» **WHAT IS ASKED**:
Reproduce the listing word for word. Skip any image.

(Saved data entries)
◆ ◆ ◆ ◆

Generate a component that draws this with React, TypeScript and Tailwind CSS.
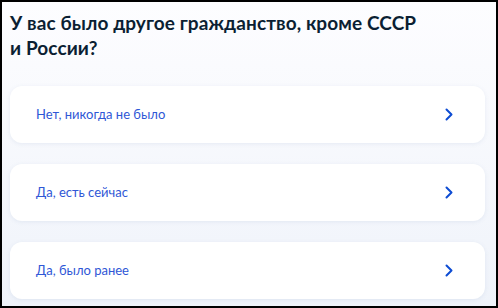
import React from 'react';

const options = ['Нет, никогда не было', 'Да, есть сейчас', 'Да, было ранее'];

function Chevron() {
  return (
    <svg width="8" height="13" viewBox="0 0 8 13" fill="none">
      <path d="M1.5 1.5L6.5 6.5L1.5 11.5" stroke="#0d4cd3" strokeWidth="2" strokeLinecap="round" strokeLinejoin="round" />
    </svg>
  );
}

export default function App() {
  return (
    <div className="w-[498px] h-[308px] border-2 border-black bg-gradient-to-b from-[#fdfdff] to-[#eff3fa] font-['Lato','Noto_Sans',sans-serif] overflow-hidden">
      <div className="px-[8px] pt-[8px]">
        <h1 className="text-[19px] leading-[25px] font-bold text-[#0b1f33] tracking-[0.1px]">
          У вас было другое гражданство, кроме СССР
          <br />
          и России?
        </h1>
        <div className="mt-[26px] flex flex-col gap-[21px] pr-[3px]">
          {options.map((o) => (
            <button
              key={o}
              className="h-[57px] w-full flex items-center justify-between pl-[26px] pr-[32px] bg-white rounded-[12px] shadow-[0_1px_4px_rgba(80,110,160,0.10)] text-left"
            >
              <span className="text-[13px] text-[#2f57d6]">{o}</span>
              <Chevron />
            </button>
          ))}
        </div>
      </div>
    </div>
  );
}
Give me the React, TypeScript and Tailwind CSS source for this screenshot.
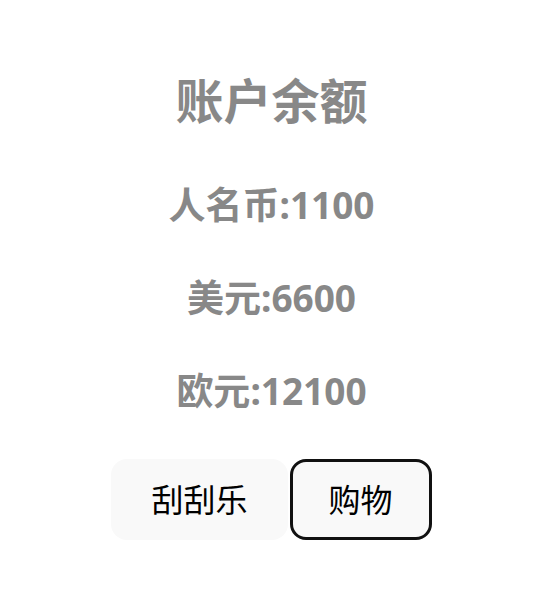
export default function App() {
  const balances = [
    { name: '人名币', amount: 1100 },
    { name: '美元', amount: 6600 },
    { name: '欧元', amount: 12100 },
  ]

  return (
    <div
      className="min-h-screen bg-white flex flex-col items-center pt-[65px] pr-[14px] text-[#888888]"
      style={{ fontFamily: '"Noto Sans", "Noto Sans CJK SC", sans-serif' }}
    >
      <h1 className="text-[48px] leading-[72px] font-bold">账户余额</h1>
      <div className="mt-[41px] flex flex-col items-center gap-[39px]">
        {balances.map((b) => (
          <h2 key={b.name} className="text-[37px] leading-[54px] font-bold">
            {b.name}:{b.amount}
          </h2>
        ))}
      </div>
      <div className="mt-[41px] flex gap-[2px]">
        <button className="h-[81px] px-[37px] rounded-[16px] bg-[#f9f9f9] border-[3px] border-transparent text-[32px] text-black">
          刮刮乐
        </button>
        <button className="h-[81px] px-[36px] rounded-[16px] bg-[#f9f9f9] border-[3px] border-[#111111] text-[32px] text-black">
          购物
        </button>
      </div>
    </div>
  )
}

◆ ◆ ◆ ◆

» **RESULT**:
Generate a component that draws this with React, TypeScript and Tailwind CSS.
import React from 'react';

const options = ['Нет, никогда не было', 'Да, есть сейчас', 'Да, было ранее'];

function Chevron() {
  return (
    <svg width="8" height="13" viewBox="0 0 8 13" fill="none">
      <path d="M1.5 1.5L6.5 6.5L1.5 11.5" stroke="#0d4cd3" strokeWidth="2" strokeLinecap="round" strokeLinejoin="round" />
    </svg>
  );
}

export default function App() {
  return (
    <div className="w-[498px] h-[308px] border-2 border-black bg-gradient-to-b from-[#fdfdff] to-[#eff3fa] font-['Lato','Noto_Sans',sans-serif] overflow-hidden">
      <div className="px-[8px] pt-[8px]">
        <h1 className="text-[19px] leading-[25px] font-bold text-[#0b1f33] tracking-[0.1px]">
          У вас было другое гражданство, кроме СССР
          <br />
          и России?
        </h1>
        <div className="mt-[26px] flex flex-col gap-[21px] pr-[3px]">
          {options.map((o) => (
            <button
              key={o}
              className="h-[57px] w-full flex items-center justify-between pl-[26px] pr-[32px] bg-white rounded-[12px] shadow-[0_1px_4px_rgba(80,110,160,0.10)] text-left"
            >
              <span className="text-[13px] text-[#2f57d6]">{o}</span>
              <Chevron />
            </button>
          ))}
        </div>
      </div>
    </div>
  );
}
Give me the React, TypeScript and Tailwind CSS source for this screenshot.
export default function App() {
  const balances = [
    { name: '人名币', amount: 1100 },
    { name: '美元', amount: 6600 },
    { name: '欧元', amount: 12100 },
  ]

  return (
    <div
      className="min-h-screen bg-white flex flex-col items-center pt-[65px] pr-[14px] text-[#888888]"
      style={{ fontFamily: '"Noto Sans", "Noto Sans CJK SC", sans-serif' }}
    >
      <h1 className="text-[48px] leading-[72px] font-bold">账户余额</h1>
      <div className="mt-[41px] flex flex-col items-center gap-[39px]">
        {balances.map((b) => (
          <h2 key={b.name} className="text-[37px] leading-[54px] font-bold">
            {b.name}:{b.amount}
          </h2>
        ))}
      </div>
      <div className="mt-[41px] flex gap-[2px]">
        <button className="h-[81px] px-[37px] rounded-[16px] bg-[#f9f9f9] border-[3px] border-transparent text-[32px] text-black">
          刮刮乐
        </button>
        <button className="h-[81px] px-[36px] rounded-[16px] bg-[#f9f9f9] border-[3px] border-[#111111] text-[32px] text-black">
          购物
        </button>
      </div>
    </div>
  )
}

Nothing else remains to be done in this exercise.